Trois mois de travail pour réaliser son catalogue
Face à la tour Eiffel, dans le salon d’époque classique de l’hôtel particulier qui abrite la fondation Mona Bismarck (Paris, 16e), le staff règle les derniers détails avant le coup d’envoi du défilé. Près de 150 personnes attendent avec impatience de découvrir en exclusivité la nouvelle collection, « Karralokga », du créateur. Parmi elles : l’ancien mannequin cabine de Chanel, Vera Atchou, la directrice du salon Première Classe, l’influenceuse nigériane Ogo Offodile… Mais s’il y a une personne qui compte plus que les autres pour Imane Ayissi en ce jour, c’est le puissant Didier Grumbach, ancien président de la Fédération de la haute couture, aujourd’hui président d’honneur.
C’est un créateur aux yeux humides d’émotion qui vient saluer le public en clôture de défilé
Il aura fallu à Imane Ayissi trois mois de travail pour accoucher de son catalogue et de ses 28 silhouettes. La pression peut enfin retomber.
C’est un créateur aux yeux humides d’émotion qui vient saluer le public en clôture de défilé, accompagné de sa parade de mannequins venus d’Europe de l’Est, d’Afrique – Mali, Côte d’Ivoire, etc. – et d’Asie, belle vitrine de la diversité ! Il n’espère qu’une chose : rejoindre la cour des grands l’année prochaine.
Au-delà des couleurs
Jacquards du Cap-Vert, kente du Ghana, kitas de Côte d’Ivoire, teintures du Cameroun… Cette septième collection printemps-été baptisée « Karralokga » (« Catalogue » en ewondo) célèbre la richesse des étoffes africaines traditionnelles dans un élan de modernité.
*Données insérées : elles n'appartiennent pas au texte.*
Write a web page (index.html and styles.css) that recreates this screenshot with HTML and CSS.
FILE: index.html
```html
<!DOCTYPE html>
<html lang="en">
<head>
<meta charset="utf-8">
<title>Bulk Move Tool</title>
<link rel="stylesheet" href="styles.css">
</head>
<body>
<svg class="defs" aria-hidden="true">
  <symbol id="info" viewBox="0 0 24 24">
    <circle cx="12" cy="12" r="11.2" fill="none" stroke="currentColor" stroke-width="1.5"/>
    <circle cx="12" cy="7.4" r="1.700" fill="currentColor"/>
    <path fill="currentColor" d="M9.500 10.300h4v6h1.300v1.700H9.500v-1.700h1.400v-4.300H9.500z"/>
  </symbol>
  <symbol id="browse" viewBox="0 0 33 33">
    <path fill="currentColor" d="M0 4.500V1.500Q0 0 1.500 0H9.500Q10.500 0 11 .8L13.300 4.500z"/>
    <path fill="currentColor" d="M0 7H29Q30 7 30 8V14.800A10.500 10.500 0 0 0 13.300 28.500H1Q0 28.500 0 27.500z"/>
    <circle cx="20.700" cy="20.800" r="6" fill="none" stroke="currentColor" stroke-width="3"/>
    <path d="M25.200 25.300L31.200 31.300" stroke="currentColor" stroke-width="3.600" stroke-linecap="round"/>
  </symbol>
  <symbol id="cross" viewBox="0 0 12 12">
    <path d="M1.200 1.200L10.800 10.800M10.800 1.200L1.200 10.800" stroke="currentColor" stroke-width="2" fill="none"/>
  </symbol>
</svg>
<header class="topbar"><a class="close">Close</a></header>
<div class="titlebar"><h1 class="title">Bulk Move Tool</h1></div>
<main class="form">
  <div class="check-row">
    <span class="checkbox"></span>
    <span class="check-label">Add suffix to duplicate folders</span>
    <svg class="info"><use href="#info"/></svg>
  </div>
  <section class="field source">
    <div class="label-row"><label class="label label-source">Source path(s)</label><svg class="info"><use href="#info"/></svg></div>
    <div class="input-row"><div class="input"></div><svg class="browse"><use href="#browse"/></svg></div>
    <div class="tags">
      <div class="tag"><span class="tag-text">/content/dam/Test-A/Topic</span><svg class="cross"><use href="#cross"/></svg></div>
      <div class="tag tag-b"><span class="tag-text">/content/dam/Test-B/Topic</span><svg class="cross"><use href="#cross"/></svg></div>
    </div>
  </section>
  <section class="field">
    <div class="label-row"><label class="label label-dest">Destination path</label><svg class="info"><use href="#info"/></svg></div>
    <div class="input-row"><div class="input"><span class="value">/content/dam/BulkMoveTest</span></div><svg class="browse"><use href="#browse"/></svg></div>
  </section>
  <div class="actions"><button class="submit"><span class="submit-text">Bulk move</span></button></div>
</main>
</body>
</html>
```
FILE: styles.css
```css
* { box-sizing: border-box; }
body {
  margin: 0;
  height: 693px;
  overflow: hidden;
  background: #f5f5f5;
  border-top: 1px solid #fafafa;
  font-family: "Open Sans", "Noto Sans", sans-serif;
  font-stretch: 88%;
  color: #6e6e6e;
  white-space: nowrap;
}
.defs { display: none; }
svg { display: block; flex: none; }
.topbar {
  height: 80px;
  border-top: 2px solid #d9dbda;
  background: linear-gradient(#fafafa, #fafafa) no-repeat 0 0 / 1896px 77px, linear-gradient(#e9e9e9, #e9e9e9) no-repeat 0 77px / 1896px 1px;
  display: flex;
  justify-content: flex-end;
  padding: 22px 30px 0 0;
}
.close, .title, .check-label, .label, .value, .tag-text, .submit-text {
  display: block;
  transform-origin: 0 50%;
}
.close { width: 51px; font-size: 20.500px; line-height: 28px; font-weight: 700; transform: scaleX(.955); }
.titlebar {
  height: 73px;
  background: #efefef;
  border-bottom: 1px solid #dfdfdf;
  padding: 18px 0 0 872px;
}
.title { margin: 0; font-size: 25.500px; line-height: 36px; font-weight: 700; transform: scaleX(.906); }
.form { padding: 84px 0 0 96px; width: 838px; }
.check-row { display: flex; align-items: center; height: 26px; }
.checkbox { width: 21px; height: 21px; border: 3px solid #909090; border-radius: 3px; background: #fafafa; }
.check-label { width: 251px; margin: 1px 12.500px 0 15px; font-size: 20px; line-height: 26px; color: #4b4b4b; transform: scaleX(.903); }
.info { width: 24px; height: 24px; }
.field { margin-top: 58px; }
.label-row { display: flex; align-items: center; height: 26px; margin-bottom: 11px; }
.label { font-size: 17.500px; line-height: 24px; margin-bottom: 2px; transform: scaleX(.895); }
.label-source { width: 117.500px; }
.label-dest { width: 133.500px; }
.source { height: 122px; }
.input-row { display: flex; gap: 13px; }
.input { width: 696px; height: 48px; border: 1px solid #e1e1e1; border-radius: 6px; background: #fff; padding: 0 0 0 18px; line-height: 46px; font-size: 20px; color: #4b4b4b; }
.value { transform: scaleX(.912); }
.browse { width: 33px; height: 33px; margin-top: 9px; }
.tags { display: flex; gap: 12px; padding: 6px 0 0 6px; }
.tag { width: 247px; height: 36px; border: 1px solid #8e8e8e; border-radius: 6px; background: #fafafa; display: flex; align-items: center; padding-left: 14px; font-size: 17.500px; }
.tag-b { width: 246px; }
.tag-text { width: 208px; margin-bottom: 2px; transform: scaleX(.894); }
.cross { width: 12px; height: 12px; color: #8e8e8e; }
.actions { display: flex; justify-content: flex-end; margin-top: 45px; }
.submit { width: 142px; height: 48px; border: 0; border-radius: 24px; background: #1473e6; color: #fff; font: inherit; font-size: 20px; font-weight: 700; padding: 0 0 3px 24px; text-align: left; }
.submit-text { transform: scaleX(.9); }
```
Aux côtés des tissus africains revisités, l’épure et la couture. Dentelle de raphia, soie et coton italien et français, sequins…
« L’Afrique mérite mieux que cette avalanche de couleurs qu’on lui assigne. Il y a aussi du monochrome et du minimalisme sur le continent ! Arrêtons de le déguiser », s’indigne Imane Ayissi qui cherche avant tout à montrer la noblesse et le patrimoine de l’Afrique. Une ligne directrice qui lui a valu de se faire repérer par l’actrice africaine-américaine Angela Bassett, qui s’est empressée de lui passer commande.